You get the sense that her alleged "demanding" behavior would have been acceptable from many of the men whose style is admittedly influenced by hers—such as, say, Kanye West. Even from music fans, I’ve heard nasty things about Lauryn Hill in distinctly gendered terms; “she’s crazy,” “she’s bossy,” or “she’s irrational.” Despite her popularity and impact—lest we forget, Drake ceded stage time at his OVO Fest to Ms. Hill just this weekend—many have shown skepticism of Ms. Hill’s potential re-integration into the music industry. But if you ask her, she’s no crazy, she’s just real.

“I don’t schmooze, I don’t shoot the shit,” Ms. Hill said to me. “I’m highly intuitive, and can smell bullshit a mile away. It’s highly uncomfortable for me to be about. You don’t see me out. I can’t be around nonsense.”

After leaving the Fugees, Ms. Hill’s solo output has been less than steady. Besides her MTV Unplugged album and her multi-platinum, world-beating debut, she hasn’t released much. But does she really need to? At her show at the House of Blues last Thursday, she ran through an extended set which included pitch-perfect renditions of every song you could want ask for. For flair, her rhythm section riffed on an extended version of The Clash’s “Guns of Brixton,” which Ms. Hill freestyled over.
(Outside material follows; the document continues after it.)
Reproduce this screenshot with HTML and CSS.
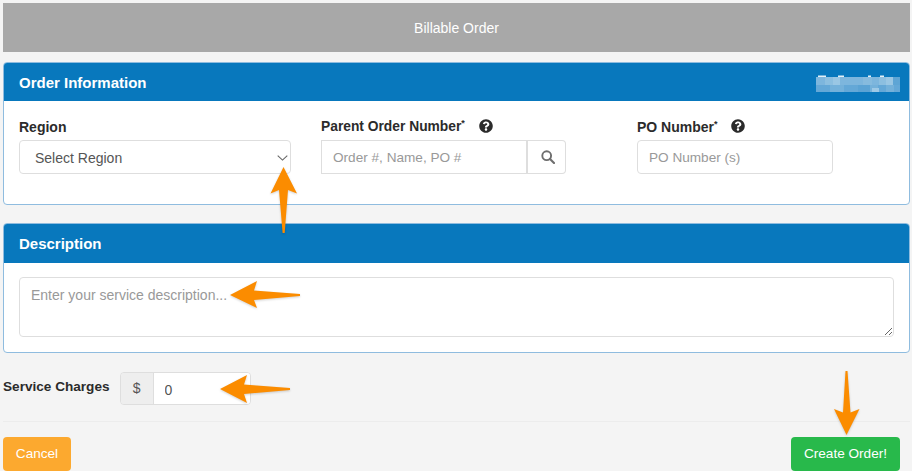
FILE: index.html
```html
<!DOCTYPE html>
<html lang="en">
<head>
<meta charset="utf-8">
<title>Billable Order</title>
<link rel="stylesheet" href="styles.css">
</head>
<body>
<header class="topbar">Billable Order</header>

<section class="panel panel-order">
  <div class="panel-head">
    <h2>Order Information</h2>
    <svg class="blur" width="84" height="19" viewBox="0 0 84 19" aria-hidden="true">
      <g fill="#e4f0f8"><rect x="2" y="1.5" width="8" height="1.5"/><rect x="22" y="1.5" width="6" height="1.5"/><rect x="52" y="1.5" width="3" height="1.5"/><rect x="64" y="1.5" width="4" height="1.5"/></g>
      <g fill="#7db6dd"><rect x="0" y="3" width="84" height="8"/></g>
      <g fill="#8cbfe0"><rect x="9" y="3" width="8" height="8"/><rect x="17" y="3" width="7" height="8" fill="#9ac7e4"/><rect x="47" y="3" width="9" height="8" fill="#86bbde"/><rect x="63" y="3" width="7" height="8"/><rect x="70" y="3" width="7" height="8" fill="#9ac7e4"/><rect x="77" y="3" width="7" height="8" fill="#5ea5d5"/></g>
      <g fill="#64a8d7"><rect x="0" y="11" width="84" height="7"/></g>
      <g fill="#74b1da"><rect x="14" y="11" width="14" height="7"/><rect x="42" y="11" width="12" height="7" fill="#5ba3d4"/><rect x="54" y="11" width="8" height="7"/><rect x="56" y="14" width="7" height="4" fill="#9dc9e6"/><rect x="70" y="11" width="8" height="7"/></g>
    </svg>
  </div>
  <div class="order-grid">
    <div class="field">
      <label class="label">Region</label>
      <div class="select-wrap">
        <select class="control select"><option>Select Region</option></select>
        <svg class="chevron" width="11" height="6" viewBox="0 0 11 6" aria-hidden="true"><path d="M.7.7l4.8 4.4L10.3.7" fill="none" stroke="#666" stroke-width="1.1"/></svg>
      </div>
    </div>
    <div class="field">
      <label class="label label-tight">Parent Order Number<sup>*</sup>
        <svg class="help" viewBox="0 0 512 512" aria-hidden="true"><path d="M504 256c0 136.997-111.043 248-248 248S8 392.997 8 256C8 119.083 119.043 8 256 8s248 111.083 248 248zM262.655 90c-54.497 0-89.255 22.957-116.549 63.758-3.536 5.286-2.353 12.415 2.715 16.258l34.699 26.31c5.205 3.947 12.621 3.008 16.665-2.122 17.864-22.658 30.113-35.797 57.303-35.797 20.429 0 45.698 13.148 45.698 32.958 0 14.976-12.363 22.667-32.534 33.976C247.128 238.528 216 254.941 216 296v4c0 6.627 5.373 12 12 12h56c6.627 0 12-5.373 12-12v-1.333c0-28.462 83.186-29.647 83.186-106.667 0-58.002-60.165-102-116.531-102zM256 338c-25.365 0-46 20.635-46 46 0 25.364 20.635 46 46 46s46-20.636 46-46c0-25.365-20.635-46-46-46z"/></svg>
      </label>
      <div class="search-group">
        <input class="control search-input" placeholder="Order #, Name, PO #">
        <button class="search-btn" type="button" aria-label="Search">
          <svg width="14" height="14" viewBox="0 0 14 14" aria-hidden="true"><circle cx="5.7" cy="5.7" r="4.4" fill="none" stroke="#6e6e6e" stroke-width="1.9"/><path d="M9 9l4 4" stroke="#6e6e6e" stroke-width="2.2" stroke-linecap="round"/></svg>
        </button>
      </div>
    </div>
    <div class="field">
      <label class="label">PO Number<sup>*</sup>
        <svg class="help help-po" viewBox="0 0 512 512" aria-hidden="true"><path d="M504 256c0 136.997-111.043 248-248 248S8 392.997 8 256C8 119.083 119.043 8 256 8s248 111.083 248 248zM262.655 90c-54.497 0-89.255 22.957-116.549 63.758-3.536 5.286-2.353 12.415 2.715 16.258l34.699 26.31c5.205 3.947 12.621 3.008 16.665-2.122 17.864-22.658 30.113-35.797 57.303-35.797 20.429 0 45.698 13.148 45.698 32.958 0 14.976-12.363 22.667-32.534 33.976C247.128 238.528 216 254.941 216 296v4c0 6.627 5.373 12 12 12h56c6.627 0 12-5.373 12-12v-1.333c0-28.462 83.186-29.647 83.186-106.667 0-58.002-60.165-102-116.531-102zM256 338c-25.365 0-46 20.635-46 46 0 25.364 20.635 46 46 46s46-20.636 46-46c0-25.365-20.635-46-46-46z"/></svg>
      </label>
      <input class="control po-input" placeholder="PO Number (s)">
    </div>
  </div>
</section>

<section class="panel panel-desc">
  <div class="panel-head"><h2>Description</h2></div>
  <div class="desc-body">
    <textarea class="control desc-text" placeholder="Enter your service description..."></textarea>
  </div>
</section>

<div class="charges">
  <span class="charges-label">Service Charges</span>
  <div class="money">
    <span class="money-addon">$</span>
    <input class="money-input" value="0">
  </div>
</div>

<footer class="actions">
  <button class="btn btn-cancel" type="button">Cancel</button>
  <button class="btn btn-create" type="button">Create Order!</button>
</footer>

<svg class="arrows" width="912" height="471" viewBox="0 0 912 471" aria-hidden="true">
  <path d="M283.5 167L297 193.5L288 190L284.7 233H282.6L279 190L270.5 193.5Z"/>
  <path d="M230 295L257 281L254 290.5L300 294V296L254 300L257 308Z"/>
  <path d="M220 389L247 375L244 384.5L290 388V390L244 394L247 403Z"/>
  <path d="M846.5 435L834 409L843 412.5L845.5 371H847.5L850.5 412.5L859.5 409Z"/>
</svg>
</body>
</html>
```

FILE: styles.css
```css
* { box-sizing: border-box; }

html, body { height: 100%; }

body {
  position: relative;
  margin: 0;
  padding: 3px 2px 0 3px;
  overflow: hidden;
  background: #f4f4f4;
  color: #333;
  font: 14px/20px "Liberation Sans", Arial, sans-serif;
}

.topbar {
  height: 49px;
  background: #a8a8a8;
  color: #fff;
  display: flex;
  align-items: center;
  justify-content: center;
}

.panel {
  background: #fff;
  border: 1px solid #8fbcdf;
  border-radius: 4px;
  overflow: hidden;
}

.panel-order { height: 143px; margin-top: 10px; }
.panel-desc { height: 130px; margin-top: 18px; }

.panel-head {
  height: 38px;
  padding: 1px 9px 0 15px;
  background: #0878bd;
  color: #fff;
  display: flex;
  align-items: center;
  justify-content: space-between;
}

.panel-desc .panel-head { height: 39px; }

.panel-head h2 {
  margin: 0;
  font-size: 15px;
  font-weight: 700;
  line-height: 20px;
}

.blur { display: block; margin-top: 2px; }

.order-grid {
  display: grid;
  grid-template-columns: 302px 316px 1fr;
  padding: 16px 15px 0;
}

.label {
  display: block;
  height: 20px;
  margin-bottom: 3px;
  color: #2b2b2b;
  font-weight: 700;
  white-space: nowrap;
}

.label-tight { font-size: 13.8px; }

.label sup {
  font-size: 9px;
  line-height: 0;
  vertical-align: 5px;
}

.help {
  width: 14px;
  height: 14px;
  margin-left: 10px;
  vertical-align: -2px;
  fill: #2b2b2b;
}

.help-po { vertical-align: -1px; }

.control {
  display: block;
  height: 34px;
  padding: 7px 11px 6px;
  border: 1px solid #dedede;
  border-radius: 4px;
  background: #fff;
  color: #555;
  font: inherit;
  outline: 0;
}

.control::placeholder { color: #999; opacity: 1; }

.select-wrap { position: relative; width: 272px; }

.select {
  width: 100%;
  padding-left: 15px;
  appearance: none;
  -webkit-appearance: none;
}

.chevron { position: absolute; top: 15px; right: 3px; }

.search-group { display: flex; width: 245px; }

.search-input {
  width: 207px;
  border-radius: 0;
  border-right-width: 2px;
  font-size: 13.6px;
}

.search-btn {
  flex: 1;
  padding: 0 0 0 2px;
  border: 1px solid #dedede;
  border-left: 0;
  border-radius: 0 4px 4px 0;
  background: #fff;
  display: flex;
  align-items: center;
  justify-content: center;
}

.po-input { width: 196px; font-size: 13.6px; }

.desc-body { padding: 14px 15px 15px; }

.desc-text {
  width: 100%;
  height: 60px;
  resize: vertical;
}

.charges {
  display: flex;
  align-items: center;
  gap: 10px;
  height: 33px;
  margin-top: 19px;
}

.charges-label { color: #2b2b2b; font-size: 13.6px; font-weight: 700; margin-top: -4px; }

.money {
  display: flex;
  width: 131px;
  height: 33px;
  border: 1px solid #dedede;
  border-radius: 4px;
  overflow: hidden;
}

.money-addon {
  width: 33px;
  flex: none;
  background: #eee;
  border-right: 1px solid #dedede;
  color: #555;
  text-align: center;
  line-height: 31px;
}

.money-input {
  width: 100%;
  min-width: 0;
  padding: 2px 11px 0;
  border: 0;
  background: #fff;
  color: #555;
  font: inherit;
  outline: 0;
}

.actions {
  display: flex;
  justify-content: space-between;
  height: 50px;
  margin-top: 16px;
  padding: 15px 10px 0 0;
  border-top: 1px solid #ececec;
}

.btn {
  height: 34px;
  border: 1px solid transparent;
  border-radius: 4px;
  color: #fff;
  font: 13.6px/20px "Liberation Sans", Arial, sans-serif;
  padding: 0;
}

.btn-cancel { width: 68px; background: #fca92f; }
.btn-create { width: 109px; background: #28b94b; }

.arrows {
  position: absolute;
  top: 0;
  left: 0;
  pointer-events: none;
  fill: #fb8c00;
  filter: drop-shadow(0 1px 1px rgba(0, 0, 0, .18));
}
```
It was a set devoid of fluff, banter, or long speeches. Mid-set she produced an acoustic guitar and ran through some of the half-completed songs on the Unplugged album, such as “Adam Lives in Theory.” Coupled with the appearance at Hayley House, the show felt like a token of gratitude, even a peace offering, to her fans for sticking with her on the long journey home. Her ebullience reminded me of something she’d said to me months ago.


“These women who are incarcerated could be out there paying their debt back to society, they could be earning instead of being in a cage,” she said. Her performance eschewed frills for flow. She continues to give back. It was Lauryn Hill at her intuitive best.